When pressed on this, Pringle claimed that the change merely puts the AG’s office “on equal footing” with the plaintiffs, because the plaintiffs “don’t have to disclose who their expert witnesses are so early.”
Two things: First, the plaintiffs do have to disclose their expert witnesses, and second, and most importantly, the plaintiffs aren’t asking Alabama taxpayers to pay for their expert witnesses to testify.
The insanity of this is overwhelming.
And the bill – this bill to further the process of building a new State House – doesn’t stop there.

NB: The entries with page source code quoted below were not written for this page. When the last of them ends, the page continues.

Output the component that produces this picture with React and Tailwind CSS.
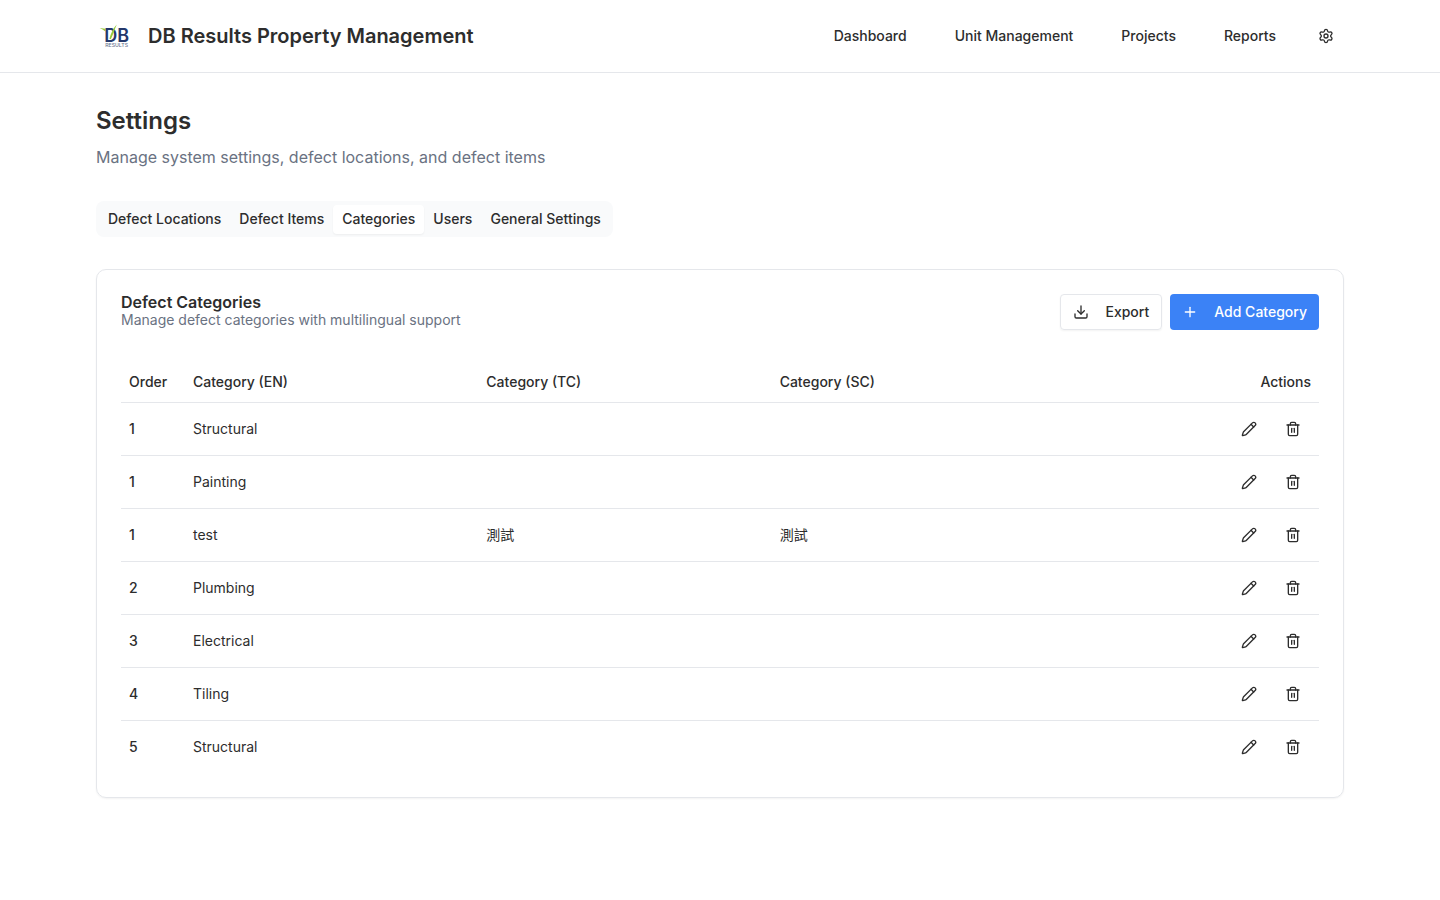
import { Download, Pencil, Plus, Settings, Trash2 } from "lucide-react";

const navLinks = ["Dashboard", "Unit Management", "Projects", "Reports"];

const tabs = ["Defect Locations", "Defect Items", "Categories", "Users", "General Settings"];

const categories = [
  { id: 1, order: 1, en: "Structural", tc: "", sc: "" },
  { id: 2, order: 1, en: "Painting", tc: "", sc: "" },
  { id: 3, order: 1, en: "test", tc: "測試", sc: "測試" },
  { id: 4, order: 2, en: "Plumbing", tc: "", sc: "" },
  { id: 5, order: 3, en: "Electrical", tc: "", sc: "" },
  { id: 6, order: 4, en: "Tiling", tc: "", sc: "" },
  { id: 7, order: 5, en: "Structural", tc: "", sc: "" },
];

function Logo() {
  return (
    <svg viewBox="0 0 40 40" className="size-10" role="img" aria-label="DB Results">
      <path d="M3.6 12 L9.4 12.8 V15.4 C7.6 14 5.8 12.9 3.6 12Z" fill="#9acb3c" />
      <text fontFamily="Inter, sans-serif">
        <tspan x="8.2" y="25.8" fontSize="18" fontWeight="600" fill="#24386b">
          DB
        </tspan>
        <tspan x="9.2" y="30.5" fontSize="5.2" fontWeight="500" fill="#6b7690">
          RESULTS
        </tspan>
      </text>
      <path d="M13.4 22.8 C14.8 17 17.2 12 20.8 8.4 C18.8 13 17 18.6 14.8 23.2 Z" fill="#9acb3c" />
    </svg>
  );
}

function Header() {
  return (
    <header className="border-b border-gray-200">
      <div className="mx-auto flex max-w-7xl items-center justify-between px-4 py-4">
        <div className="flex items-center gap-3">
          <Logo />
          <span className="text-xl font-semibold">DB Results Property Management</span>
        </div>
        <nav className="flex items-center gap-4">
          {navLinks.map((label) => (
            <a key={label} href="#" className="px-4 py-2 text-sm font-medium">
              {label}
            </a>
          ))}
          <button type="button" aria-label="Settings" className="flex size-9 items-center justify-center">
            <Settings className="size-4" />
          </button>
        </nav>
      </div>
    </header>
  );
}

function Tabs() {
  return (
    <div role="tablist" className="flex h-9 w-fit items-center rounded-lg bg-gray-50 p-[3px]">
      {tabs.map((label) => (
        <button
          key={label}
          type="button"
          role="tab"
          aria-selected={label === "Categories"}
          className="h-[calc(100%-1px)] rounded border border-transparent px-2 text-sm font-medium aria-selected:bg-white aria-selected:shadow-xs"
        >
          {label}
        </button>
      ))}
    </div>
  );
}

function CategoryTable() {
  return (
    <table className="w-full table-fixed text-sm">
      <thead>
        <tr className="border-b border-gray-200 text-left">
          <th className="h-10 w-16 px-2 font-medium">Order</th>
          <th className="px-2 font-medium">Category (EN)</th>
          <th className="px-2 font-medium">Category (TC)</th>
          <th className="px-2 font-medium">Category (SC)</th>
          <th className="w-[254px] px-2 text-right font-medium">Actions</th>
        </tr>
      </thead>
      <tbody>
        {categories.map((row) => (
          <tr key={row.id} className="border-b border-gray-200 last:border-0">
            <td className="p-2 font-medium">{row.order}</td>
            <td className="p-2">{row.en}</td>
            <td className="p-2">{row.tc}</td>
            <td className="p-2">{row.sc}</td>
            <td className="p-2">
              <div className="flex justify-end gap-2">
                <button
                  type="button"
                  aria-label={`Edit ${row.en}`}
                  className="flex size-9 items-center justify-center"
                >
                  <Pencil className="size-4" />
                </button>
                <button
                  type="button"
                  aria-label={`Delete ${row.en}`}
                  className="flex size-9 items-center justify-center"
                >
                  <Trash2 className="size-4" />
                </button>
              </div>
            </td>
          </tr>
        ))}
      </tbody>
    </table>
  );
}

export default function App() {
  return (
    <div className="min-h-screen bg-white font-['Inter','Noto_Sans_CJK_TC',sans-serif] text-[#2d2d2d]">
      <Header />
      <main className="mx-auto flex max-w-7xl flex-col gap-8 px-4 py-8">
        <div className="flex flex-col gap-2">
          <h1 className="text-2xl font-semibold">Settings</h1>
          <p className="text-gray-500">Manage system settings, defect locations, and defect items</p>
        </div>
        <Tabs />
        <section className="flex flex-col gap-8 rounded-[10px] border border-gray-200 p-6 shadow-xs">
          <div className="flex items-center justify-between">
            <div>
              <h2 className="leading-4 font-semibold">Defect Categories</h2>
              <p className="text-sm text-gray-500">Manage defect categories with multilingual support</p>
            </div>
            <div className="flex gap-2">
              <button
                type="button"
                className="flex h-9 items-center gap-4 rounded border border-gray-200 px-3 text-sm font-medium shadow-xs"
              >
                <Download className="size-4" />
                Export
              </button>
              <button
                type="button"
                className="flex h-9 items-center gap-4 rounded bg-[#3b82f6] px-3 text-sm font-medium text-white"
              >
                <Plus className="size-4" />
                Add Category
              </button>
            </div>
          </div>
          <CategoryTable />
        </section>
      </main>
    </div>
  );
}
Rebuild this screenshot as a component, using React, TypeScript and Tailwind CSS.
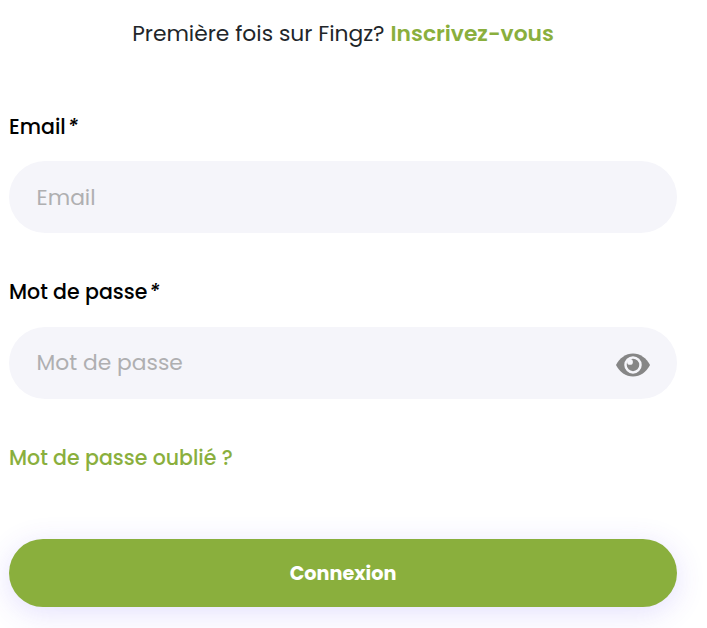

There are also provisions to rework the start date of Legislative sessions, to restructure the Legislative Council, to give the Senate pro tem more powers if the lieutenant governor’s position is vacant, and to give the Legislature full oversight of the Examiners of Public Accounts (a move that lawmakers have been flirting with for years in order to weaken the oversight powers of that agency).
At the end of the day, it was, surprisingly, Rep. John Rogers who provided the best analysis of the bill: “All this stuff in a bill about building the Statehouse – why is it in here? Why? This is a greased up pig you’re asking us to swallow.”
After several minutes of berating by Rogers, Pringle finally responded: “I’m just slippery like that.”